December 26, 2020 at 2:23 p.m.

75 and counting

Fishing Packing of Portland continues tradition in meat with third generation leading the way
75 and counting
75 and counting

By RAY COONEY
President, editor and publisher

First there was Leon.

Then John and Janice.

Now Michael, Greg and Jill, Brad and Brittany, and Daniel.

For 75 years and counting, the Fisher family has been providing meat to Portland, Jay County and, especially now, far beyond.

Fishing Packing, now perhaps just a few years away from adding a fourth generation to the fold, celebrated its 75th anniversary in May.

“It’s a testament to the hard work that we’ve put in as a family but also how receptive the community has been to what we’ve tried to do,” said Greg, 42, who runs the company’s Redkey production facility along with his brother Daniel, 35. Greg’s wife Jill works in the office at the same site. “It’s in our blood. It’s all we know. It’s part of us.”

As the family has grown, so too has the business. First solely run out of 300 W. Walnut St. in Portland, Fisher Packing expanded first in 2009 with the addition of a retail location in Muncie. The family had already been planning to expand again when a fire forced its hand in summer 2016.

The flames wiped out the north portion of their Portland site, with damage estimates around $1 million. By the end of the year, Fisher was back up and running, producing its meat products at the former Bell Aquaculture facility in Redkey.

Then, in late 2019 and stretching into 2020, the business expanded its capacity in Portland. Using the space that had been left dormant after the fire, Fisher added new coolers and other equipment to vastly increase its meat processing capabilities. It was just finishing up training and beginning to see the potential of that expansion when the coronavirus pandemic hit.

COVID-19 brought with it a long list of challenges. But the expanded capacity proved a godsend.

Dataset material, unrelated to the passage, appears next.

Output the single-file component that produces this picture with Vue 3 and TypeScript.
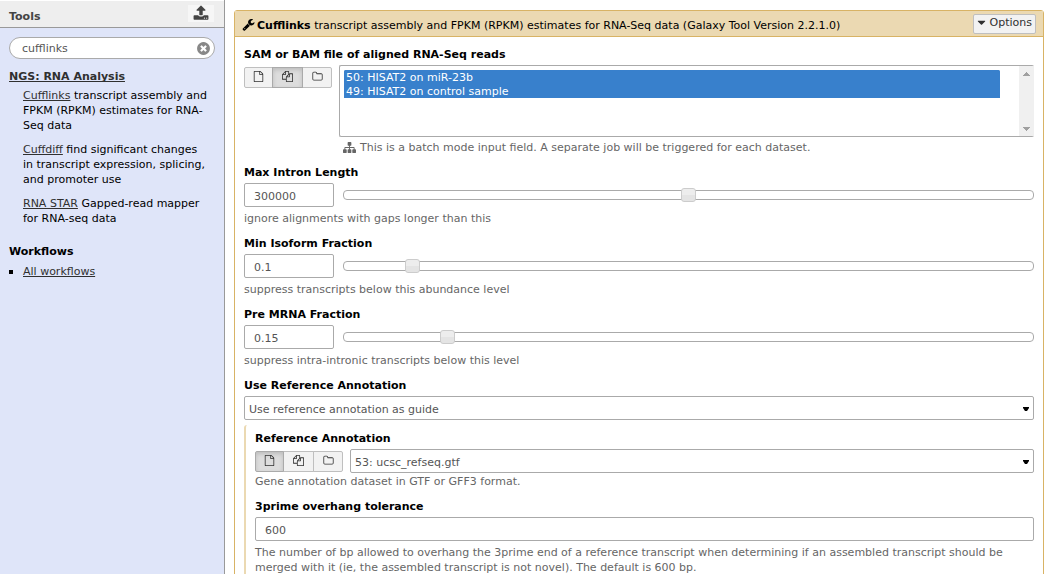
<script setup lang="ts">
import { ref } from 'vue'

interface Tool { name: string; text: string }
interface SliderField { id: string; label: string; value: number; max: number; step: number; help: string }
interface Source { key: string; label: string; icon: string }

const icons = {
  upload: 'M1344 1472q0-26-19-45t-45-19-45 19-19 45 19 45 45 19 45-19 19-45zm256 0q0-26-19-45t-45-19-45 19-19 45 19 45 45 19 45-19 19-45zm128-224v320q0 40-28 68t-68 28h-1472q-40 0-68-28t-28-68v-320q0-40 28-68t68-28h427q21 56 70.5 92t110.5 36h256q61 0 110.5-36t70.5-92h427q40 0 68 28t28 68zm-325-648q-17 40-59 40h-256v448q0 26-19 45t-45 19h-256q-26 0-45-19t-19-45v-448h-256q-42 0-59-40-17-39 14-69l448-448q18-19 45-19t45 19l448 448q31 30 14 69z',
  clear: 'M1277 1122q0-26-19-45l-181-181 181-181q19-19 19-45 0-27-19-46l-90-90q-19-19-46-19-26 0-45 19l-181 181-181-181q-19-19-45-19-27 0-46 19l-90 90q-19 19-19 46 0 26 19 45l181 181-181 181q-19 19-19 45 0 27 19 46l90 90q19 19 46 19 26 0 45-19l181-181 181 181q19 19 45 19 27 0 46-19l90-90q19-19 19-46zm387-226q0 209-103 385.5t-279.5 279.5-385.5 103-385.5-103-279.5-279.5-103-385.5 103-385.5 279.5-279.5 385.5-103 385.5 103 279.5 279.5 103 385.5z',
  wrench: 'M448 1472q0-26-19-45t-45-19-45 19-19 45 19 45 45 19 45-19 19-45zm644-420l-682 682q-37 37-90 37-52 0-91-37l-106-108q-38-36-38-90 0-53 38-91l681-681q39 98 114.5 173.5t173.5 114.5zm634-435q0 39-23 106-47 134-164.5 217.5t-258.5 83.5q-185 0-316.5-131.5t-131.5-316.5 131.5-316.5 316.5-131.5q58 0 121.5 16.5t107.5 46.5q16 11 16 28t-16 28l-293 169v224l193 107q5-3 79-48.5t135.5-81 70.5-35.5q15 0 23.5 10t8.5 25z',
  caret: 'M1408 704q0 26-19 45l-448 448q-19 19-45 19t-45-19l-448-448q-19-19-19-45t19-45 45-19h896q26 0 45 19t19 45z',
  file: 'M1596 380q28 28 48 76t20 88v1152q0 40-28 68t-68 28h-1344q-40 0-68-28t-28-68v-1600q0-40 28-68t68-28h896q40 0 88 20t76 48zm-444-244v376h376q-10-29-22-41l-313-313q-12-12-41-22zm384 1528v-1024h-416q-40 0-68-28t-28-68v-416h-768v1536h1280z',
  files: 'M1696 384q40 0 68 28t28 68v1216q0 40-28 68t-68 28h-960q-40 0-68-28t-28-68v-288h-544q-40 0-68-28t-28-68v-672q0-40 20-88t48-76l408-408q28-28 76-48t88-20h416q40 0 68 28t28 68v328q68-40 128-40h416zm-544 213l-299 299h299v-299zm-640-384l-299 299h299v-299zm196 647l316-316v-416h-384v416q0 40-28 68t-68 28h-416v640h512v-256q0-40 20-88t48-76zm956 804v-1152h-384v416q0 40-28 68t-68 28h-416v640h896z',
  folder: 'M1600 1312v-704q0-40-28-68t-68-28h-704q-40 0-68-28t-28-68v-64q0-40-28-68t-68-28h-320q-40 0-68 28t-28 68v960q0 40 28 68t68 28h1216q40 0 68-28t28-68zm128-704v704q0 92-66 158t-158 66h-1216q-92 0-158-66t-66-158v-960q0-92 66-158t158-66h320q92 0 158 66t66 158v32h672q92 0 158 66t66 158z',
  sitemap: 'M1792 1248v320q0 40-28 68t-68 28h-320q-40 0-68-28t-28-68v-320q0-40 28-68t68-28h96v-192h-512v192h96q40 0 68 28t28 68v320q0 40-28 68t-68 28h-320q-40 0-68-28t-28-68v-320q0-40 28-68t68-28h96v-192h-512v192h96q40 0 68 28t28 68v320q0 40-28 68t-68 28h-320q-40 0-68-28t-28-68v-320q0-40 28-68t68-28h96v-192q0-52 38-90t90-38h512v-192h-96q-40 0-68-28t-28-68v-320q0-40 28-68t68-28h320q40 0 68 28t28 68v320q0 40-28 68t-68 28h-96v192h512q52 0 90 38t38 90v192h96q40 0 68 28t28 68z'
}

const query = ref('cufflinks')

const tools: Tool[] = [
  { name: 'Cufflinks', text: 'transcript assembly and FPKM (RPKM) estimates for RNA-Seq data' },
  { name: 'Cuffdiff', text: 'find significant changes in transcript expression, splicing, and promoter use' },
  { name: 'RNA STAR', text: 'Gapped-read mapper for RNA-seq data' }
]

const sources: Source[] = [
  { key: 'single', label: 'Single dataset', icon: icons.file },
  { key: 'multiple', label: 'Multiple datasets', icon: icons.files },
  { key: 'collection', label: 'Dataset collection', icon: icons.folder }
]

const readsSource = ref('multiple')
const annotationSource = ref('single')
const reads = ref<string[]>(['50', '49'])
const annotationMode = ref('guide')
const annotation = ref('53')
const overhang = ref('600')

const sliders = ref<SliderField[]>([
  { id: 'intron', label: 'Max Intron Length', value: 300000, max: 600000, step: 1, help: 'ignore alignments with gaps longer than this' },
  { id: 'isoform', label: 'Min Isoform Fraction', value: 0.1, max: 1, step: 0.01, help: 'suppress transcripts below this abundance level' },
  { id: 'mrna', label: 'Pre MRNA Fraction', value: 0.15, max: 1, step: 0.01, help: 'suppress intra-intronic transcripts below this level' }
])
</script>

<template>
  <div class="app">
    <aside class="sidebar">
      <header class="side-head">
        <h2>Tools</h2>
        <button class="upload" type="button" aria-label="Upload data">
          <svg viewBox="0 0 1792 1792"><path :d="icons.upload" /></svg>
        </button>
      </header>
      <div class="side-body">
        <div class="search">
          <input v-model="query" type="text" aria-label="Search tools" />
          <button type="button" aria-label="Clear search" @click="query = ''">
            <svg viewBox="0 0 1792 1792"><path :d="icons.clear" /></svg>
          </button>
        </div>
        <h3><a href="#">NGS: RNA Analysis</a></h3>
        <ul class="tools">
          <li v-for="tool in tools" :key="tool.name"><a href="#">{{ tool.name }}</a> {{ tool.text }}</li>
        </ul>
        <h3 class="workflows-title">Workflows</h3>
        <ul class="workflows">
          <li><a href="#">All workflows</a></li>
        </ul>
      </div>
    </aside>

    <main class="main">
      <form class="card" @submit.prevent>
        <header class="card-head">
          <svg class="wrench" viewBox="0 0 1792 1792"><path :d="icons.wrench" /></svg>
          <h1><b>Cufflinks</b> transcript assembly and FPKM (RPKM) estimates for RNA-Seq data (Galaxy Tool Version 2.2.1.0)</h1>
          <button class="options" type="button">
            <svg viewBox="0 0 1792 1792"><path :d="icons.caret" /></svg>Options
          </button>
        </header>

        <div class="fields">
          <div class="field">
            <label for="reads">SAM or BAM file of aligned RNA-Seq reads</label>
            <div class="row">
              <div class="group list-group" role="group" aria-label="Reads source">
                <button v-for="s in sources" :key="s.key" type="button" :aria-label="s.label"
                  :class="{ active: readsSource === s.key }" @click="readsSource = s.key">
                  <svg viewBox="0 0 1792 1792"><path :d="s.icon" /></svg>
                </button>
              </div>
              <div class="reads">
                <div class="listbox">
                  <select id="reads" v-model="reads" multiple>
                    <option value="50">50: HISAT2 on miR-23b</option>
                    <option value="49">49: HISAT2 on control sample</option>
                  </select>
                  <div class="scrollbar" aria-hidden="true">
                    <svg viewBox="0 0 7 4"><path d="M3 0h1v1h1v1h1v1h1v1H0V3h1V2h1V1h1z" /></svg>
                    <svg viewBox="0 0 7 4"><path d="M0 0h7v1H6v1H5v1H4v1H3V3H2V2H1V1H0z" /></svg>
                  </div>
                </div>
                <p class="batch">
                  <svg viewBox="0 0 1792 1792"><path :d="icons.sitemap" /></svg>
                  This is a batch mode input field. A separate job will be triggered for each dataset.
                </p>
              </div>
            </div>
          </div>

          <div v-for="f in sliders" :key="f.id" class="field">
            <label :for="f.id">{{ f.label }}</label>
            <div class="row slider-row">
              <input :id="f.id" v-model.number="f.value" class="text number" type="text" />
              <div class="track">
                <input v-model.number="f.value" type="range" min="0" :max="f.max" :step="f.step" :aria-label="f.label" />
              </div>
            </div>
            <p class="help">{{ f.help }}</p>
          </div>

          <div class="field">
            <label for="mode">Use Reference Annotation</label>
            <div class="select">
              <select id="mode" v-model="annotationMode">
                <option value="guide">Use reference annotation as guide</option>
              </select>
              <svg viewBox="0 0 6 4"><path d="M0 0h6v1L4 4H2L0 1z" /></svg>
            </div>
          </div>

          <section class="nested">
            <div class="field">
              <label for="annotation">Reference Annotation</label>
              <div class="row">
                <div class="group" role="group" aria-label="Annotation source">
                  <button v-for="s in sources" :key="s.key" type="button" :aria-label="s.label"
                    :class="{ active: annotationSource === s.key }" @click="annotationSource = s.key">
                    <svg viewBox="0 0 1792 1792"><path :d="s.icon" /></svg>
                  </button>
                </div>
                <div class="select">
                  <select id="annotation" v-model="annotation">
                    <option value="53">53: ucsc_refseq.gtf</option>
                  </select>
                  <svg viewBox="0 0 6 4"><path d="M0 0h6v1L4 4H2L0 1z" /></svg>
                </div>
              </div>
              <p class="help tight">Gene annotation dataset in GTF or GFF3 format.</p>
            </div>
            <div class="field">
              <label for="overhang">3prime overhang tolerance</label>
              <input id="overhang" v-model="overhang" class="text" type="text" />
              <p class="help">The number of bp allowed to overhang the 3prime end of a reference transcript when determining if an assembled transcript should be merged with it (ie, the assembled transcript is not novel). The default is 600 bp.</p>
            </div>
          </section>
        </div>
      </form>
    </main>
  </div>
</template>

<style>
body {
  margin: 0;
  overflow: hidden;
  background: #fff;
}
</style>

<style scoped>
.app {
  display: flex;
  height: 100vh;
  overflow: hidden;
  font: 11px/15px "DejaVu Sans", Verdana, sans-serif;
  color: #000;
}
.app * {
  box-sizing: border-box;
}
h1, h2, h3, p, ul {
  margin: 0;
  padding: 0;
  font-size: 11px;
}
ul {
  list-style: none;
}
svg {
  display: block;
  flex: none;
  fill: currentColor;
}
button, input, select {
  margin: 0;
  font: inherit;
}
a {
  color: #303030;
  text-decoration: underline;
  text-decoration-skip-ink: none;
}

/* Tool panel */
.sidebar {
  flex: none;
  width: 225px;
  padding-top: 1px;
  border-right: 1px solid #999;
  background: linear-gradient(#fff 1px, #dfe5f9 1px);
}
.side-head {
  display: flex;
  align-items: flex-start;
  justify-content: space-between;
  height: 27px;
  padding: 4px 10px 0 9px;
  border-bottom: 1px solid #999;
  background: #eee;
}
.side-head h2 {
  padding-top: 4px;
  color: #444;
}
.upload {
  display: flex;
  justify-content: center;
  width: 26px;
  height: 17px;
  padding: 0;
  border: 0;
  background: #f6f6f6;
  color: #444;
}
.upload svg {
  width: 16px;
  height: 16px;
}
.side-body {
  padding: 9px;
}
.search {
  display: flex;
  align-items: center;
  height: 22px;
  padding: 0 3px 0 12px;
  border: 1px solid #aaa;
  border-radius: 11px;
  background: #fff;
}
.search input {
  flex: 1;
  min-width: 0;
  padding: 0;
  border: 0;
  outline: 0;
  background: none;
  color: #555;
}
.search button {
  padding: 0;
  border: 0;
  background: none;
  color: #888;
}
.search svg {
  width: 15px;
  height: 15px;
}
.side-body h3 {
  margin-top: 10px;
}
.tools {
  display: grid;
  gap: 9px;
  margin-top: 4px;
  padding: 0 6px 0 14px;
}
.side-body .workflows-title {
  margin-top: 18px;
}
.workflows {
  margin-top: 5px;
}
.workflows li {
  display: flex;
  align-items: center;
  gap: 10px;
}
.workflows li::before {
  content: "";
  width: 4px;
  height: 4px;
  background: #000;
}

/* Tool form */
.main {
  flex: 1;
  min-width: 0;
  padding: 10px 0 0 9px;
}
.card {
  border: 1px solid #d8b365;
  border-radius: 3px;
}
.card-head {
  display: flex;
  align-items: center;
  height: 26px;
  padding: 0 7px;
  border-bottom: 1px solid #d8b365;
  background: #ebd9b2;
}
.card-head h1 {
  flex: 1;
  margin-top: 3px;
  font-weight: normal;
}
.wrench {
  width: 13px;
  height: 13px;
  margin: 2px 2px 0 0;
}
.options {
  display: flex;
  align-items: center;
  gap: 2px;
  height: 20px;
  padding: 0 3px 2px 1px;
  border: 1px solid #bfbfbf;
  border-radius: 2px;
  background: #f2f2f2;
  color: #303030;
}
.options svg {
  width: 13px;
  height: 13px;
}
.fields {
  padding: 10px 9px;
}
.field + .field {
  margin-top: 10px;
}
label {
  display: block;
  margin-bottom: 3px;
  font-weight: bold;
}
.row {
  display: flex;
  align-items: center;
  gap: 7px;
}
.row:has(.reads) {
  align-items: flex-start;
}
.group {
  display: flex;
  flex: none;
}
.list-group {
  margin-top: 2px;
}
.group button {
  display: flex;
  align-items: center;
  justify-content: center;
  width: 31px;
  height: 21px;
  padding: 0 0 2px;
  border: 1px solid #bfbfbf;
  background: #f2f2f2;
  color: #303030;
}
.group button + button {
  margin-left: -1px;
}
.group button:first-child {
  width: 29px;
  border-radius: 2px 0 0 2px;
}
.group button:last-child {
  width: 30px;
  border-radius: 0 2px 2px 0;
}
.group button.active {
  z-index: 1;
  border-color: #aaa;
  background: #ddd;
  box-shadow: inset 0 2px 4px rgba(0, 0, 0, 0.15);
}
.group svg {
  width: 11px;
  height: 11px;
}
.reads {
  flex: 1;
  min-width: 0;
}
.listbox {
  display: flex;
  height: 72px;
  border: 1px solid #aaa;
  border-right: 0;
  border-radius: 2px;
}
.listbox select {
  flex: 1;
  min-width: 0;
  margin: 4px 19px 4px 4px;
  padding: 0;
  border: 0;
  outline: 0;
  background: #fff;
  line-height: 14px;
  overflow: hidden;
}
.listbox option {
  height: 14px;
  min-height: 14px;
  padding: 1px 2px 0;
  line-height: 14px;
}
.listbox option:checked {
  background: #3880cc linear-gradient(#3880cc, #3880cc);
  color: #fff;
  -webkit-text-fill-color: #fff;
}
.scrollbar {
  display: flex;
  flex-direction: column;
  align-items: center;
  justify-content: space-between;
  width: 15px;
  padding: 6px 0 5px;
  background: #f0f0f0;
  color: #a0a0a0;
}
.scrollbar svg {
  width: 7px;
  height: 4px;
}
.batch {
  display: flex;
  align-items: center;
  gap: 4px;
  margin-top: 3px;
  padding-left: 4px;
  color: #666;
}
.batch svg {
  width: 13px;
  height: 13px;
}
.slider-row {
  gap: 9px;
}
.text {
  display: block;
  width: 100%;
  height: 24px;
  padding: 2px 9px 0;
  border: 1px solid #aaa;
  border-radius: 2px;
  outline: 0;
  background: #fff;
  color: #555;
}
.number {
  flex: none;
  width: 90px;
}
.track {
  display: flex;
  align-items: center;
  flex: 1;
  height: 10px;
  border: 1px solid #aaa;
  border-radius: 4px;
}
.track input {
  flex: 1;
  min-width: 0;
  height: 14px;
  margin: 0 -8px;
  appearance: none;
  background: none;
}
.track input::-webkit-slider-thumb {
  appearance: none;
  width: 15px;
  height: 14px;
  border: 1px solid #ccc;
  border-radius: 3px;
  background: linear-gradient(#ededed 50%, #e4e4e4 50%);
}
.help {
  margin-top: 4px;
  color: #666;
}
.help.tight {
  margin-top: 1px;
}
.select {
  display: grid;
  flex: 1;
  align-items: center;
}
.select select, .select svg {
  grid-area: 1 / 1;
}
.select select {
  width: 100%;
  height: 24px;
  padding: 2px 20px 0 4px;
  border: 1px solid #aaa;
  border-radius: 2px;
  outline: 0;
  appearance: none;
  background: #fff;
  color: #555;
}
.select svg {
  justify-self: end;
  width: 6px;
  height: 4px;
  margin: 2px 5px 0 0;
  color: #000;
  pointer-events: none;
}
.nested {
  margin-top: 5px;
  padding: 6px 0 8px 9px;
  border-left: 2px solid #ebd9b2;
  border-radius: 3px;
}
</style>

“We couldn’t have got luckier with the timing,” said Brad, 37, who runs the Portland site with his wife Brittany working in the office.

“We had a lot of capacity that wasn’t being utilized, so we were able to fill that capacity with Fisher cattle and Fisher hogs that we bought from local farmers just so that we could provide the community with meat.”

Fisher Packing has been doing that, providing the community meat, since founder Leon Fisher purchased the Walnut Street site from the Ehrhart family in May 1945. Leon’s son John returned to the family business in the late 1960s after his service in the Marine Corps., and he married Janice in 1969.

John has been retired for nearly a decade now, and when The Commercial Review wrote a 2014 story about the business Janice had “theoretically” retired that spring though John kidded her that she still was working full-time. Back then, Janice said she’d like to get that down to three days a week.

She’s still coming in every day.

“Though she says that she’s going to retire,” said Greg, laughing. “She’s not going to be in as much next year.”

Fisher Packing, with eldest brother Michael, 50, handling the financial side of the operation, now has its products in at least 16 different states. The company has seen tremendous growth as a co-packer (making products for other brands) with customers from North Carolina to Hawaii and in between.

Fisher is known for the quality of its meat, with its awards ranging from Jay County Chamber of Commerce Business of the Year — it has won that one three times, most recently in 2016 — to a litany of honors for its meats at the state, national and international level.

In 2019 the list included Best of the Entire Show for its summer sausage at the Indiana Meat Packers and Processors Association and the Illinois Association of Meat Processors joint convention. Fisher also took grand champion honors for its bacon, jalapeño and cheese snack sticks, venison snack sticks and summer sausage. It won best in show for its hickory smoked bacon at the 2017 Indiana Meat Packers and Processors Association and the Hoosier Cured Meat Show.

“(The best in show awards) stand out the most to me because you’re competing with people from all over … and all these people have the same passions that we do,” said Brad. “And to be able to go there and compete at that level and win really says a lot.”

All that extra capacity Fisher Packing in Portland had at the beginning of the pandemic is now booked up through September. And the company plans to add new equipment to the Redkey site in 2021 that will fill the building to capacity.

The brothers — their oldest children, the potential fourth generation of the family involved in Fisher Packing, are in middle school — leave open the possibility of adding more space in the future. But their ultimate goal is to keep making quality meat products, and to keep doing it together.

“It’s really special to be a part of a business that’s been around for 75 years,” said Brad. “But it’s even more special to be able to do it with your family … and be able to grow like we have and continue to do the things that we love and be successful.

“To be able to spend at least 40 hours a week with your family, to me, that’s the biggest blessing … I really cherish that.”